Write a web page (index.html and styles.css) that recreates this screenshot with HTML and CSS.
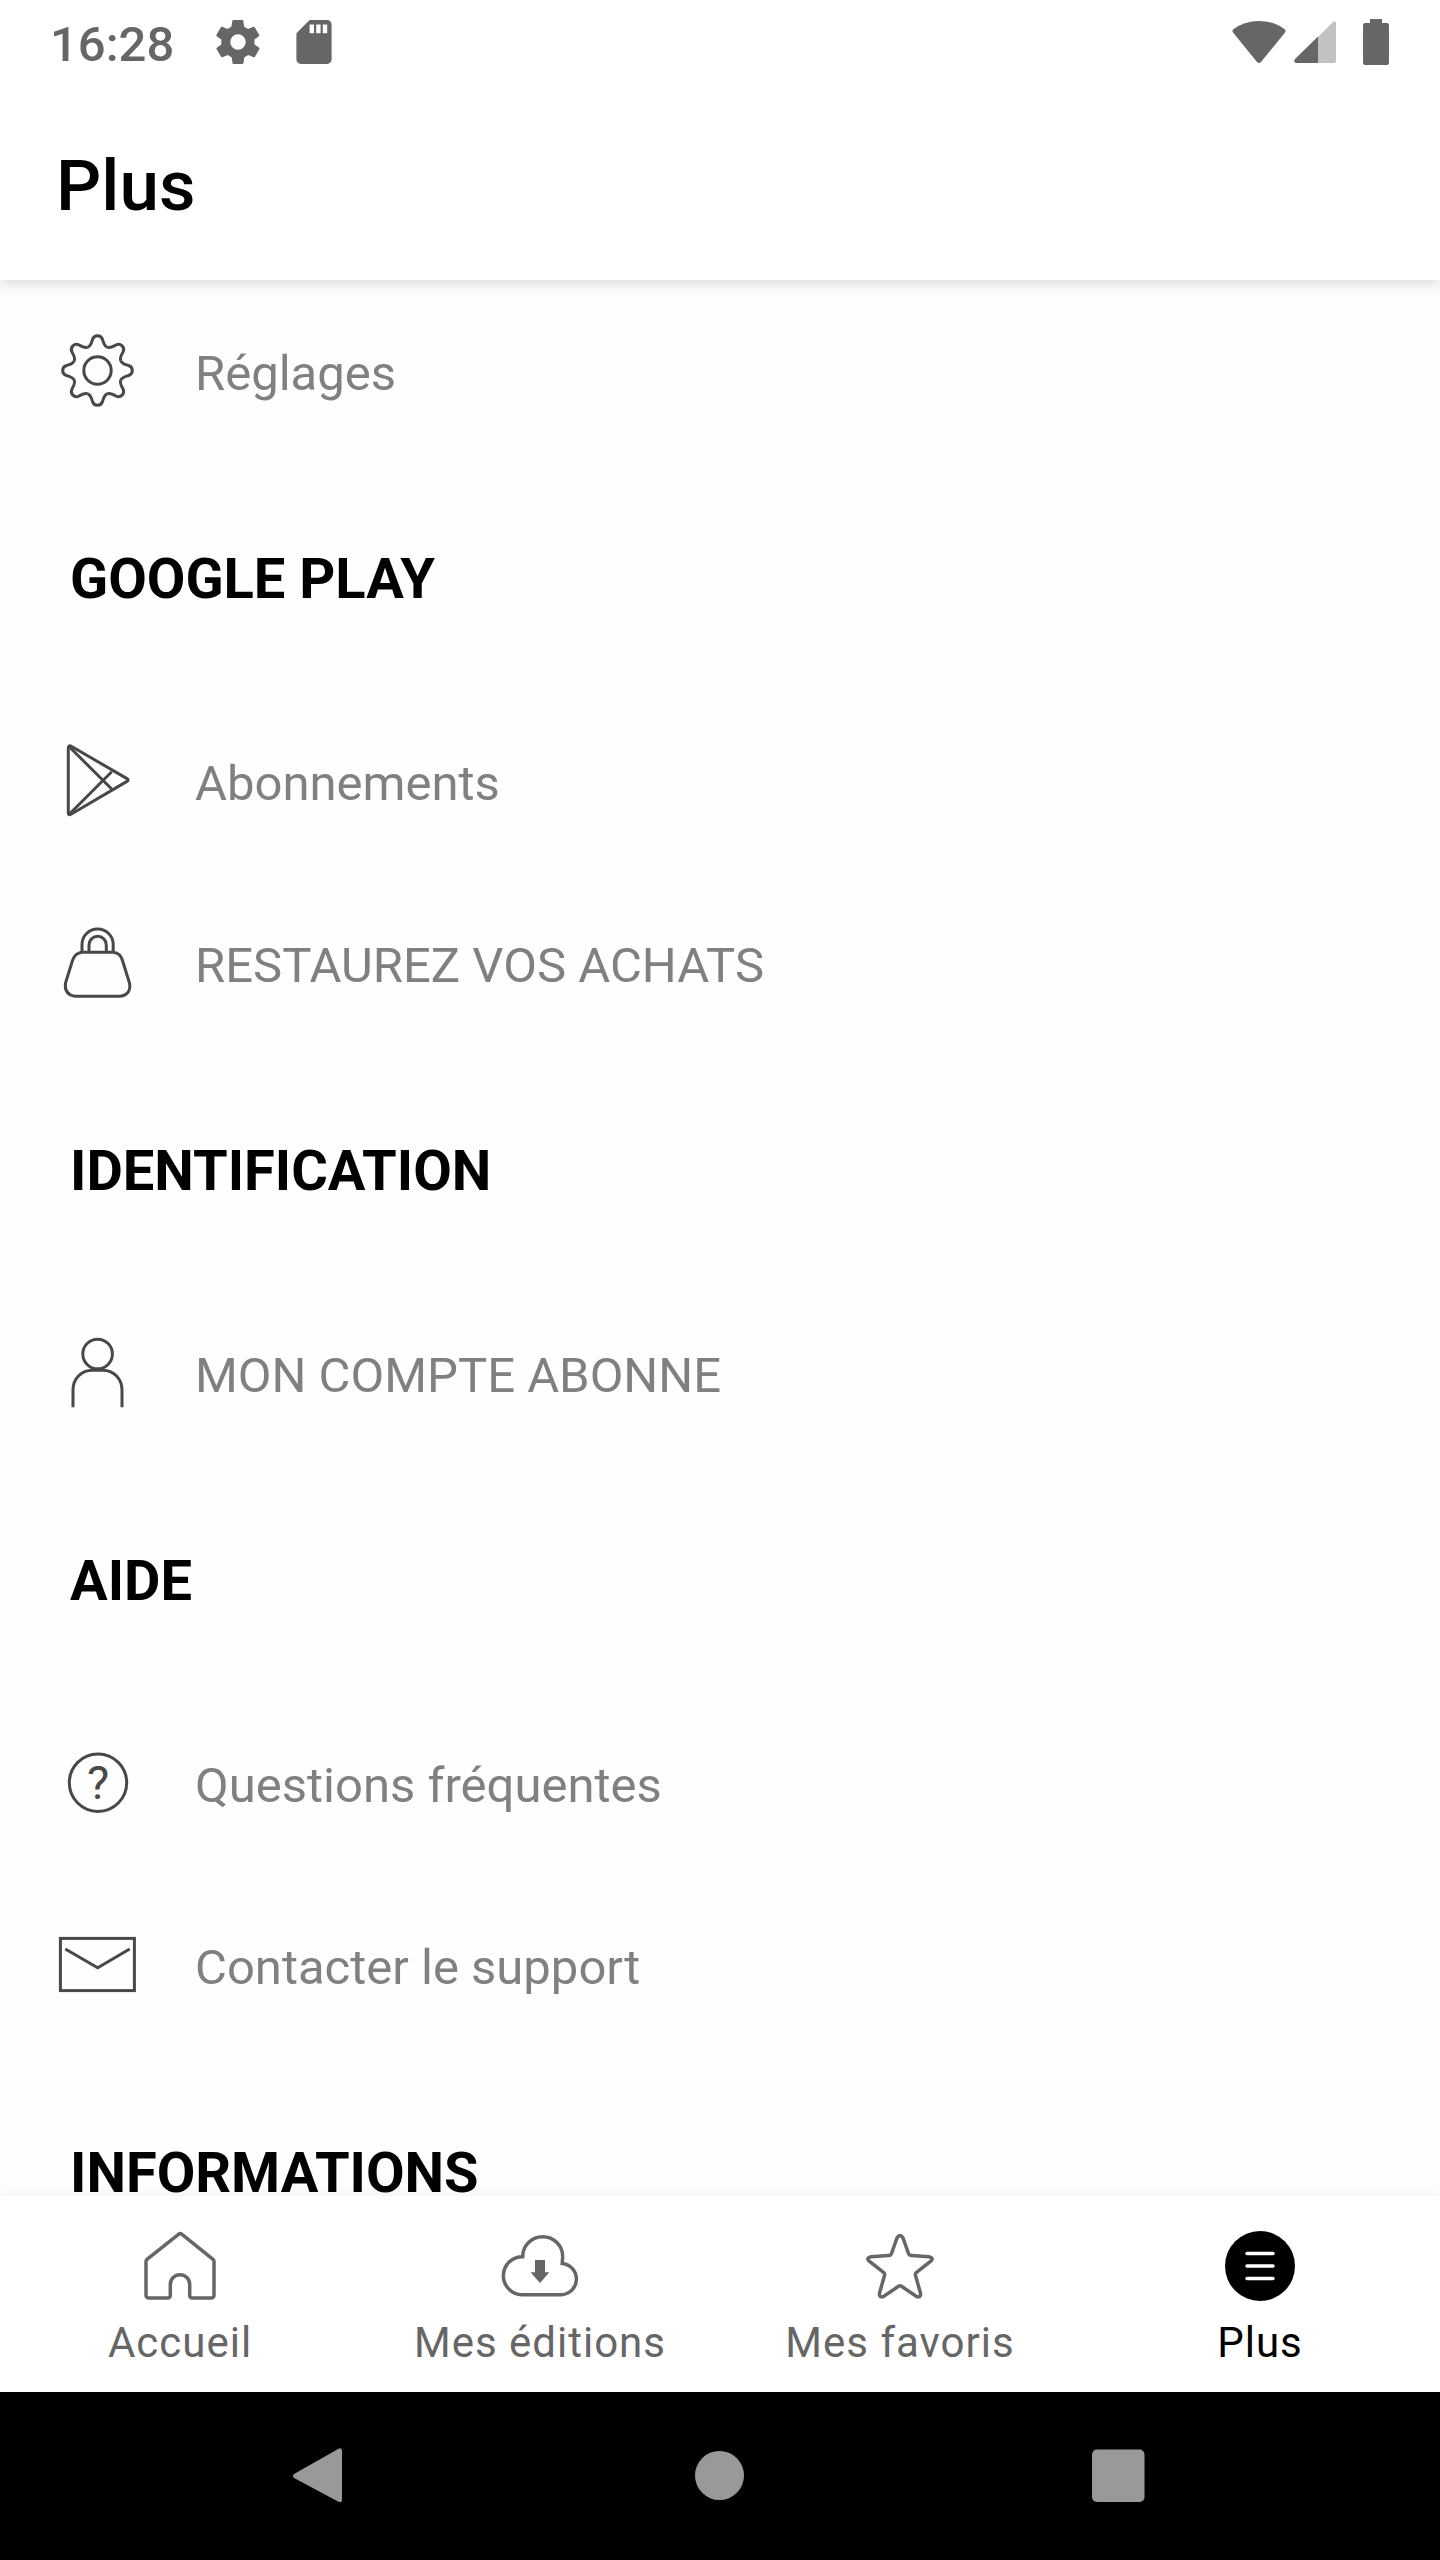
FILE: index.html
```html
<!DOCTYPE html>
<html lang="fr">
<head>
    <meta charset="UTF-8">
    <meta name="viewport" content="width=device-width, initial-scale=1.0">
    <title>Plus</title>
    <link rel="stylesheet" href="styles.css">
</head>
<body>
    <!-- Status bar -->
    <div class="status-bar">
        <span class="clock">16:28</span>
        <svg class="status-gear" viewBox="2 2 20 20"><path d="M19.4 13c.1-.3.1-.7.1-1s0-.7-.1-1l2.1-1.6c.2-.2.3-.4.1-.7l-2-3.4c-.1-.2-.4-.3-.6-.2l-2.5 1c-.5-.4-1.1-.7-1.7-1l-.4-2.6c0-.3-.2-.5-.5-.5h-4c-.2 0-.4.2-.5.4L9 5.1c-.6.2-1.1.6-1.7 1l-2.5-1c-.2-.1-.5 0-.6.2l-2 3.4c-.1.3 0 .5.1.7L4.5 11c0 .3-.1.7-.1 1s0 .7.1 1l-2.1 1.6c-.2.2-.3.4-.1.7l2 3.4c.1.2.4.3.6.2l2.5-1c.5.4 1.1.7 1.7 1l.4 2.6c0 .3.2.5.5.5h4c.2 0 .4-.2.5-.4l.4-2.7c.6-.2 1.1-.6 1.7-1l2.5 1c.2.1.5 0 .6-.2l2-3.4c.1-.2.1-.5-.1-.7L19.4 13zM12 15.5a3.5 3.5 0 1 1 0-7 3.5 3.5 0 0 1 0 7z"/></svg>
        <svg class="status-sd" viewBox="4 2 16 20"><path d="M18 2h-8L4 8v12c0 1.1.9 2 2 2h12c1.100 0 2-.9 2-2V4c0-1.100-.9-2-2-2zm-6 6h-2V4h2v4zm3 0h-2V4h2v4zm3 0h-2V4h2v4z"/></svg>
        <svg class="status-wifi" viewBox="0 0 54 44"><path d="M1 9.500Q12 1 27 1t26 8.500Q54 11 53 12.500L29 42q-2 2-4 0L1 12.500Q0 11 1 9.500z"/></svg>
        <svg class="status-signal" viewBox="0 0 42 42"><path class="faded" d="M24 16 39 1q3-2 3 1v38q0 2-2 2H24z"/><path d="M24 15.500V42H2q-3-1-1-4z"/></svg>
        <svg class="status-battery" viewBox="0 0 26 46"><path d="M7 0h12v4h5q2 0 2 2v38q0 2-2 2H2q-2 0-2-2V6q0-2 2-2h5z"/></svg>
    </div>

    <header class="app-header">
        <h1>Plus</h1>
    </header>

    <main class="menu">
        <a class="menu-item" href="#reglages">
            <svg class="menu-icon" viewBox="0 0 84 84">
                <defs>
                    <path id="tooth" d="M-9.65-23.3C-6.6-24.6-6-27.8-5-31C-4.3-33.4-2.6-34.8 0-34.8S4.3-33.4 5-31C6-27.8 6.6-24.6 9.65-23.3"/>
                </defs>
                <g transform="translate(41.5 41.5)">
                    <use href="#tooth"/>
                    <use href="#tooth" transform="rotate(45)"/>
                    <use href="#tooth" transform="rotate(90)"/>
                    <use href="#tooth" transform="rotate(135)"/>
                    <use href="#tooth" transform="rotate(180)"/>
                    <use href="#tooth" transform="rotate(225)"/>
                    <use href="#tooth" transform="rotate(270)"/>
                    <use href="#tooth" transform="rotate(315)"/>
                    <circle r="13.7"/>
                </g>
            </svg>
            <span>Réglages</span>
        </a>

        <h2>GOOGLE PLAY</h2>
        <a class="menu-item" href="#abonnements">
            <svg class="menu-icon" viewBox="0 0 84 84">
                <path d="M15.2 7.2 71 39.6Q73.2 41 71 42.4L15 75.2Q12.3 76.5 12.3 74V9Q12.3 6 15.2 7.2z"/>
                <path d="M13.5 8 55.7 50M13.5 75 55.7 32.7"/>
            </svg>
            <span>Abonnements</span>
        </a>
        <a class="menu-item" href="#achats">
            <svg class="menu-icon" viewBox="0 0 84 84">
                <path d="M26 31.3H57.3Q64.5 32 66.5 39.5L73.5 62Q75.5 73.5 64 75.3H19Q8 73.5 9.5 62L16.5 39.5Q19 32 26 31.3z"/>
                <path d="M26 31V23.5a15.6 15.6 0 0 1 31.2 0V31M33 31V24a8.6 8.6 0 0 1 17.3 0V31"/>
            </svg>
            <span>RESTAUREZ VOS ACHATS</span>
        </a>

        <h2>IDENTIFICATION</h2>
        <a class="menu-item" href="#compte">
            <svg class="menu-icon" viewBox="0 0 84 84">
                <circle cx="41.6" cy="23" r="14.8"/>
                <path d="M17 76.3V59C17 48 25 39.2 36.5 39.2H46.5C58 39.2 66 48 66 59V76.3"/>
            </svg>
            <span>MON COMPTE ABONNE</span>
        </a>

        <h2>AIDE</h2>
        <a class="menu-item" href="#questions">
            <svg class="menu-icon" viewBox="0 0 84 84">
                <circle cx="42" cy="41.7" r="28.7"/>
                <text class="question" x="42" y="58">?</text>
            </svg>
            <span>Questions fréquentes</span>
        </a>
        <a class="menu-item" href="#support">
            <svg class="menu-icon" viewBox="0 0 84 84">
                <rect x="4.4" y="15.4" width="74" height="52.2"/>
                <path d="M9.3 26 41.7 44.7 73.7 26"/>
            </svg>
            <span>Contacter le support</span>
        </a>

        <h2>INFORMATIONS</h2>
    </main>

    <!-- Bottom tabs -->
    <nav class="tabs">
        <a class="tab" href="#accueil">
            <svg class="tab-icon" viewBox="0 0 84 84"><path d="M40.5 10.3Q42.2 9 44 10.3L75 35.3Q76 36.2 76 37.5V71Q76 74 73 74H54.5Q51.7 74 51.7 71V60.4A9.7 9.7 0 0 0 32.3 60.4V71Q32.3 74 29.5 74H11Q8 74 8 71V37.5Q8 36.2 9 35.3z"/></svg>
            <span>Accueil</span>
        </a>
        <a class="tab" href="#editions">
            <svg class="tab-icon" viewBox="0 0 84 84">
                <path d="M24 70.7A19 19 0 0 1 24.7 32.7A20 20 0 0 1 64.7 32.7L64.2 39.4A15.7 15.7 0 0 1 63.7 70.7z"/>
                <path class="arrow" d="M37 36H47V48.3H51.4L42 59 32.6 48.3H37z"/>
            </svg>
            <span>Mes éditions</span>
        </a>
        <a class="tab" href="#favoris">
            <svg class="tab-icon" viewBox="0 0 84 84"><path d="M39 14Q42 9 45 14L50.5 29.5Q51.2 31.5 53.5 31.6L71 32.7Q76.5 34 72.5 37.5L58.5 48.3Q57 49.5 57.5 51.5L62.6 69.5Q63 74 58.5 72.5L43.5 62.3Q42 61.3 40.5 62.3L25.5 72.5Q21 74 21.4 69.5L26.5 51.5Q27 49.5 25.5 48.3L11.5 37.5Q7.5 34 13 32.7L30.5 31.6Q32.8 31.5 33.5 29.5z"/></svg>
            <span>Mes favoris</span>
        </a>
        <a class="tab active" href="#plus" aria-current="page">
            <svg class="tab-icon" viewBox="0 0 84 84">
                <circle class="disc" cx="42" cy="42" r="35"/>
                <path class="lines" d="M29 29.5H55M29 42H55M29 54.5H55"/>
            </svg>
            <span>Plus</span>
        </a>
    </nav>

    <!-- Android system buttons -->
    <div class="system-bar">
        <button type="button" aria-label="Retour"><svg viewBox="0 0 60 60"><path d="M4 28 49 2.5Q52 1.5 52 5V53Q52 58 48 55.5L4 32Q2 30 4 28z"/></svg></button>
        <button type="button" aria-label="Écran d'accueil"><svg viewBox="0 0 60 60"><circle cx="29.5" cy="29.5" r="24.5"/></svg></button>
        <button type="button" aria-label="Applications récentes"><svg viewBox="0 0 60 60"><rect x="2" y="3.5" width="52.5" height="52.5" rx="5"/></svg></button>
    </div>
</body>
</html>
```
FILE: styles.css
```css
:root {
    --bg-color: #fefefe;
    --status-color: #666;
    --item-color: #808080;
    --icon-color: #484848;
    --tab-color: #666;
    --system-color: #999;
}

* {
    box-sizing: border-box;
}

body {
    margin: 0;
    height: 100vh;
    display: flex;
    flex-direction: column;
    font-family: Roboto, "Noto Sans", sans-serif;
    background-color: var(--bg-color);
    color: #000;
}

a {
    color: inherit;
    text-decoration: none;
}

/* Status bar */
.status-bar {
    display: flex;
    align-items: center;
    height: 84px;
    padding: 0 51px 0 50px;
    flex-shrink: 0;
    background-color: #fff;
    fill: var(--status-color);
}

.clock {
    margin-right: 42px;
    padding-top: 4px;
    font-size: 49px;
    font-weight: 500;
    color: var(--status-color);
}

.status-gear {
    width: 44px;
    height: 44px;
    margin-right: 36px;
}

.status-sd {
    width: 36px;
    height: 44px;
}

.status-wifi {
    width: 54px;
    height: 44px;
    margin-left: auto;
    margin-right: 8px;
}

.status-signal {
    width: 42px;
    height: 42px;
    margin-right: 27px;
}

.status-signal .faded {
    fill: #c2c2c2;
}

.status-battery {
    width: 26px;
    height: 46px;
}

/* Title */
.app-header {
    display: flex;
    align-items: center;
    height: 196px;
    padding: 6px 56px 0;
    flex-shrink: 0;
    position: relative;
    z-index: 1;
    background-color: #fff;
    box-shadow: 0 3px 14px rgba(0, 0, 0, 0.16);
    clip-path: inset(0 0 -24px 0);
}

h1 {
    margin: 0;
    font-size: 71px;
    font-weight: 500;
}

/* Menu list */
.menu {
    flex: 1;
    min-height: 0;
    overflow-y: auto;
    scrollbar-width: none;
}

.menu-item {
    display: flex;
    align-items: center;
    gap: 55px;
    height: 182px;
    padding: 0 56px;
    font-size: 49px;
    color: var(--item-color);
}

.menu-item span {
    padding-top: 4px;
}

.menu-icon {
    width: 84px;
    height: 84px;
    flex-shrink: 0;
    fill: none;
    stroke: var(--icon-color);
    stroke-width: 3;
}

.menu-icon .question {
    font-size: 47px;
    text-anchor: middle;
    fill: var(--icon-color);
    stroke: none;
}

h2 {
    display: flex;
    align-items: center;
    height: 228px;
    margin: 0;
    padding: 6px 70px 0;
    font-size: 56px;
    font-weight: 700;
}

/* Bottom tabs */
.tabs {
    display: flex;
    flex-shrink: 0;
    position: relative;
    z-index: 1;
    background-color: #fff;
    box-shadow: 0 0 14px rgba(0, 0, 0, 0.07);
}

.tab {
    flex: 1;
    display: flex;
    flex-direction: column;
    align-items: center;
    gap: 10px;
    padding: 28px 0 24px;
    font-size: 42px;
    line-height: 50px;
    letter-spacing: 1px;
    color: var(--tab-color);
}

.tab.active {
    color: #000;
}

.tab-icon {
    width: 84px;
    height: 84px;
    fill: none;
    stroke: currentColor;
    stroke-width: 3.5;
}

.tab-icon .arrow,
.tab-icon .disc {
    fill: currentColor;
    stroke: none;
}

.tab-icon .lines {
    stroke: #fff;
    stroke-linecap: round;
}

/* System buttons */
.system-bar {
    display: flex;
    height: 168px;
    padding: 0 120px;
    flex-shrink: 0;
    position: relative;
    z-index: 2;
    background-color: #000;
}

.system-bar button {
    flex: 1;
    display: flex;
    align-items: center;
    justify-content: center;
    padding: 0;
    border: none;
    background: none;
    cursor: pointer;
}

.system-bar svg {
    width: 60px;
    height: 60px;
    fill: var(--system-color);
}
```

*Exercise requirements*. Sift the material for lines with the string "styles". Copy each one found.

*Result of the task*.
Write a web page (index.html and styles.css) that recreates this screenshot with HTML and CSS.
    <link rel="stylesheet" href="styles.css">
FILE: styles.css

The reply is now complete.